今年1年、複数のひとに支えられてさまざまなものごとが良い方向に変化した、いい年だったなと思う。ここ数年は、そういう関係性を築きつつ、そういう相手からのフィードバックを受け止める度量を育てる期間だったような気がする。輪郭の酷く柔らかいひとと、輪郭が強固に築かれたひと、双方に今年触れられたのもよかったのだろう。いずれもわたしにとっては魅力的で、自分自身がどうありたいかはまだ分からない。これまでだったら迷わず後者と答えていた気がする。わたしがどう生きてきたかも、なにを大切にしているかも、今なにが楽しいかも、ふたりになら話せるしふたりには知っていてほしい。
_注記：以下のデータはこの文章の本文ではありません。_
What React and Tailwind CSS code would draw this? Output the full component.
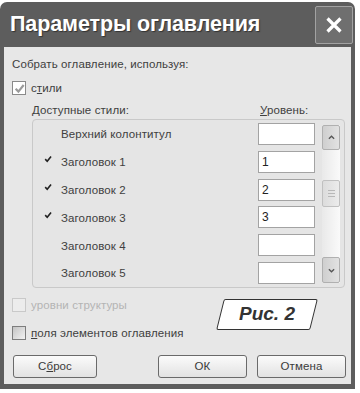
const rows = [
  { name: 'Верхний колонтитул', level: '', checked: false },
  { name: 'Заголовок 1', level: '1', checked: true },
  { name: 'Заголовок 2', level: '2', checked: true },
  { name: 'Заголовок 3', level: '3', checked: true },
  { name: 'Заголовок 4', level: '', checked: false },
  { name: 'Заголовок 5', level: '', checked: false },
];

const Tick = ({ className }) => (
  <svg viewBox="0 0 10 10" className={className}>
    <path d="M1.5 5.2 L4 7.8 L8.8 1.8" fill="none" stroke="currentColor" strokeWidth="2" />
  </svg>
);

const Checkbox = ({ checked = false, disabled = false }) => (
  <div
    className={`w-[14px] h-[14px] border flex items-center justify-center ${
      disabled
        ? 'border-[#c9c9c9] bg-[#ececec]'
        : checked
        ? 'border-[#8a8a8a] bg-white'
        : 'border-[#7d7d7d] bg-gradient-to-br from-[#c4c4c4] to-[#f2f2f2]'
    }`}
  >
    {checked && <Tick className="w-[11px] h-[11px] text-[#9a9a9a]" />}
  </div>
);

const Button = ({ children, className = '' }) => (
  <div
    className={`h-[23px] rounded-[3px] border border-[#6a6a6a] bg-gradient-to-b from-[#fbfbfb] to-[#e2e2e2] flex items-center justify-center text-[#3a3a3a] text-[11.5px] ${className}`}
  >
    {children}
  </div>
);

export default function App() {
  return (
    <div className="w-[360px] h-[393px] bg-white pt-[2px] relative" style={{ fontFamily: '"Liberation Sans", Arial, sans-serif' }}>
      <div className="w-[355px] h-[387px] bg-[#5d5d5d] rounded-t-[7px] flex flex-col px-[4px] pb-[5px]">
        {/* title bar */}
        <div className="h-[45px] flex items-center justify-between pl-[6px]">
          <span className="text-white font-bold text-[21.5px] tracking-[-0.1px] [text-shadow:1px_1px_1px_#333]">
            Параметры оглавления
          </span>
          <div className="w-[38px] h-[38px] mr-[-2px] mt-[1px] border border-[#a2a2a2] rounded-[2px] bg-[#6f6f6f] flex items-center justify-center">
            <svg viewBox="0 0 20 20" className="w-[20px] h-[20px]">
              <path d="M3.5 3.5 L16.5 16.5 M16.5 3.5 L3.5 16.5" stroke="white" strokeWidth="3.2" fill="none" />
            </svg>
          </div>
        </div>

        {/* body */}
        <div className="flex-1 bg-[#e7e7e7] flex flex-col pl-[8px] pr-[5px] text-[11.5px] tracking-[0.1px] text-[#404040]">
          <div className="mt-[10px] leading-[14px]">Собрать оглавление, используя:</div>

          <div className="mt-[10px] flex items-center gap-[5px] leading-[14px]">
            <Checkbox checked />
            <span>
              с<span className="underline">т</span>или
            </span>
          </div>

          <div className="mt-[8px] flex leading-[14px] pl-[20px]">
            <span className="w-[228px]">Доступные стили:</span>
            <span>
              <span className="underline">У</span>ровень:
            </span>
          </div>

          {/* list */}
          <div className="mt-[2px] ml-[20px] w-[313px] h-[169px] border border-[#c9c9c9] rounded-[4px] bg-[#e5e5e5] flex">
            <div className="flex flex-col w-[284px]">
              {rows.map((r) => (
                <div key={r.name} className="h-[28px] flex items-center">
                  <div className="w-[28px] flex justify-center pl-[2px]">
                    {r.checked && <Tick className="w-[8px] h-[8px] text-[#222] -mt-[5px]" />}
                  </div>
                  <span className="w-[197px] pt-[2px]">{r.name}</span>
                  <div className="w-[57px] h-[22px] border border-[#a3a3a3] bg-white flex items-center pl-[3px] text-[12px] text-[#222]">
                    {r.level}
                  </div>
                </div>
              ))}
            </div>
            {/* scrollbar */}
            <div className="ml-[5px] mt-[5px] w-[18px] h-[158px] flex flex-col bg-gradient-to-r from-[#e9e9e9] to-[#fafafa]">
              <div className="h-[25px] rounded-[2px] border border-[#b0b0b0] bg-gradient-to-r from-[#cfcfcf] to-[#e2e2e2] flex items-center justify-center">
                <svg viewBox="0 0 8 5" className="w-[7px] h-[5px]">
                  <path d="M1 4 L4 1 L7 4" stroke="#555" strokeWidth="1.5" fill="none" />
                </svg>
              </div>
              <div className="h-[30px]" />
              <div className="h-[27px] rounded-[2px] border border-[#c0c0c0] bg-gradient-to-r from-[#dcdcdc] to-[#ececec] flex flex-col items-center justify-center gap-[2px]">
                <div className="w-[7px] h-px bg-[#b8b8b8]" />
                <div className="w-[7px] h-px bg-[#b8b8b8]" />
                <div className="w-[7px] h-px bg-[#b8b8b8]" />
              </div>
              <div className="flex-1" />
              <div className="h-[26px] rounded-[2px] border border-[#b0b0b0] bg-gradient-to-r from-[#cfcfcf] to-[#e2e2e2] flex items-center justify-center">
                <svg viewBox="0 0 8 5" className="w-[7px] h-[5px]">
                  <path d="M1 1 L4 4 L7 1" stroke="#555" strokeWidth="1.5" fill="none" />
                </svg>
              </div>
            </div>
          </div>

          <div className="mt-[10px] flex items-center gap-[5px] leading-[14px] text-[#b4b4b4]">
            <Checkbox disabled />
            <span>уровни структуры</span>
          </div>

          <div className="mt-[14px] flex items-center gap-[5px] leading-[14px]">
            <Checkbox />
            <span>
              <span className="underline">п</span>оля элементов оглавления
            </span>
          </div>

          <div className="mt-[15px] flex">
            <Button className="w-[84px] ml-[1px]">
              <span>
                С<span className="underline">б</span>рос
              </span>
            </Button>
            <Button className="w-[89px] ml-[61px]">ОК</Button>
            <Button className="w-[89px] ml-[10px]">Отмена</Button>
          </div>
        </div>
      </div>

      {/* figure label */}
      <div className="absolute left-[220px] top-[299px] w-[94px] h-[31px] flex items-center justify-center">
        <div className="absolute inset-0 -skew-x-[14deg] border-[1.5px] border-[#333] bg-white rounded-[2px]" />
        <span className="relative text-[19px] font-bold italic text-[#333]">Рис. 2</span>
      </div>
    </div>
  );
}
わたしを腑分けしたうえでべたべたに甘やかしてくれたのがあのひとで、わたしを見抜いて一見ドライなようで分かりにくい優しさをくれるのが彼だった。ほしいと言えば与えてくれるのがあのひとで、わたしの知らない、けれどわたしの心にフィットするものをそっと置いていってくれるのが彼だった。どちらもわたしが選んで手にしたから、素直になってよかった、と思う。駆け引きはもうやめてしまった。わたしはわたしの気持ちを伝えてゆくだけで、そういうやりかたは、あのひとが教えてくれたことだ。わたしの感情は重いので、その重みをぶつけてもいいぶつけたいと思える相手以外には、できるだけ感情をもたないようにしてきただけなのだろうなと最近思っている。ずっとそこにいてくれる相手のことしか信用できない。

あのひとへの感情も、彼への感情も、恋だとは思わない。「この世界を、それでも生きていかねばならないのなら、わたしにはあなたが必要」というただそれだけだ。ただそれだけの、けれど、ある種酷く切実な。
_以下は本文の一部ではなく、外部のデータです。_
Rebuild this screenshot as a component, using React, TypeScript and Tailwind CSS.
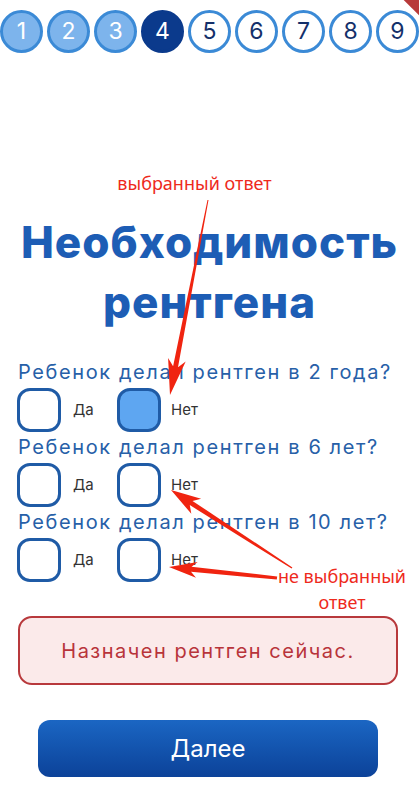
import React from "react";

type P = [number, number];

function arrow(tail: P, tip: P, headLen: number, headW: number, w0: number, w1: number): string {
  const dx = tip[0] - tail[0];
  const dy = tip[1] - tail[1];
  const L = Math.hypot(dx, dy);
  const ux = dx / L, uy = dy / L;
  const nx = -uy, ny = ux;
  const bx = tip[0] - ux * headLen, by = tip[1] - uy * headLen;
  const bx2 = tip[0] - ux * headLen * 0.8, by2 = tip[1] - uy * headLen * 0.8;
  const pts: P[] = [
    [tail[0] + nx * w0 / 2, tail[1] + ny * w0 / 2],
    [bx2 + nx * w1 / 2, by2 + ny * w1 / 2],
    [bx + nx * headW, by + ny * headW],
    tip,
    [bx - nx * headW, by - ny * headW],
    [bx2 - nx * w1 / 2, by2 - ny * w1 / 2],
    [tail[0] - nx * w0 / 2, tail[1] - ny * w0 / 2],
  ];
  return pts.map((p) => `${p[0].toFixed(1)},${p[1].toFixed(1)}`).join(" ");
}

const font = { fontFamily: "Inter, 'Noto Sans', sans-serif" };
const noto = { fontFamily: "'Noto Sans', sans-serif" };

function Step({ n, state }: { n: number; state: "done" | "current" | "todo" }) {
  const cls =
    state === "done"
      ? "bg-[#7db4ec] text-white border-[#3b8ad6]"
      : state === "current"
      ? "bg-[#0b3a8c] text-white border-[#0b3a8c]"
      : "bg-white text-[#14306a] border-[#3b8ad6]";
  return (
    <div
      className={`w-[43px] h-[43px] rounded-full border-[3px] flex items-center justify-center text-[23px] ${cls}`}
    >
      {n}
    </div>
  );
}

function Box({ checked }: { checked?: boolean }) {
  return (
    <div
      className={`w-[44px] h-[44px] rounded-[13px] border-[3px] border-[#1f5ba6] ${
        checked ? "bg-[#5ea6f1]" : "bg-white"
      }`}
    />
  );
}

function Question({ text, sel }: { text: string; sel?: "yes" | "no" }) {
  return (
    <div>
      <div className="text-[20px] leading-[24px] tracking-[1.6px] text-[#2760a8] pl-[1px]">{text}</div>
      <div className="flex mt-[4px]">
        <div className="w-[100px] flex items-center">
          <Box checked={sel === "yes"} />
          <span className="ml-[12px] text-[15px] text-[#333]">Да</span>
        </div>
        <div className="flex items-center">
          <Box checked={sel === "no"} />
          <span className="ml-[10px] text-[15px] text-[#333]">Нет</span>
        </div>
      </div>
    </div>
  );
}

export default function App() {
  return (
    <div className="relative w-[419px] h-[790px] bg-white overflow-hidden" style={font}>
      <div className="absolute -top-[12px] -right-[22px] w-[60px] h-[16px] bg-[#b83a3a] rotate-45" />
      <div className="flex justify-between pt-[10px]">
        {[1, 2, 3, 4, 5, 6, 7, 8, 9].map((n) => (
          <Step key={n} n={n} state={n < 4 ? "done" : n === 4 ? "current" : "todo"} />
        ))}
      </div>

      <div className="text-center text-[18px] text-[#ee2a1c] mt-[119px] leading-[22px] pr-[30px]" style={noto}>
        выбранный ответ
      </div>

      <h1 className="text-center font-extrabold text-[#1d5db5] text-[44px] tracking-[1px] leading-[60px] mt-[18px]">
        Необходимость
        <br />
        рентгена
      </h1>

      <div className="px-[17px] mt-[28px] flex flex-col gap-[3px]">
        <Question text="Ребенок делал рентген в 2 года?" sel="no" />
        <Question text="Ребенок делал рентген в 6 лет?" />
        <Question text="Ребенок делал рентген в 10 лет?" />
      </div>

      <div className="ml-[18px] mr-[21px] mt-[34px] h-[69px] rounded-[14px] border-2 border-[#b8393c] bg-[#fbeaea] flex items-center justify-center text-[20px] tracking-[1.5px] text-[#b8343a]">
        Назначен рентген сейчас.
      </div>

      <div className="ml-[38px] mr-[41px] mt-[35px] h-[57px] rounded-[12px] bg-gradient-to-b from-[#1b66c3] to-[#0c4299] flex items-center justify-center text-white text-[24px]">
        Далее
      </div>

      <div
        className="absolute left-[268px] top-[563px] w-[148px] text-center text-[18px] leading-[26px] text-[#ee2a1c]"
        style={noto}
      >
        не выбранный
        <br />
        ответ
      </div>

      <svg className="absolute inset-0 pointer-events-none" width="419" height="790" viewBox="0 0 419 790">
        <polygon points={arrow([208, 200], [170, 395], 36, 9, 1, 5)} fill="#f02410" />
        <polygon points={arrow([292, 568], [171, 490], 30, 9, 1.5, 5)} fill="#f02410" />
        <polygon points={arrow([277, 578], [169, 567], 28, 8, 3, 5)} fill="#f02410" />
      </svg>
    </div>
  );
}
どちらも「変わらない」ものとして、細く長く続けてゆける。それは不変のものというよりは、折々の環境に応じて柔軟に調整されながら、それでも続けてゆきたいという意思を双方が持ち合わせることによって織り上げられてゆくものだ。恋はわたしには向いていないので、たぶんもうしないだろうと思う。したことがあるのかと問われると微妙なところだけれど。

故愛犬の命日に、彼に「もう8年、あの子のいない世界を生きてきてしまったの」とふと零したら、「たった8年だよ」と返されたのは、「生きていてほしい」だったな、とふと顧みて思う。わたしが受け取れる温度でしか発話しない彼のそういうやさしさに、気づける目をもっていてよかった。故愛犬の寄せてくれた感情に縋って生きてきたような気がするけれど、こうして彼と過ごす時間の記憶も、この先わたしを長く生かすだろうと思った。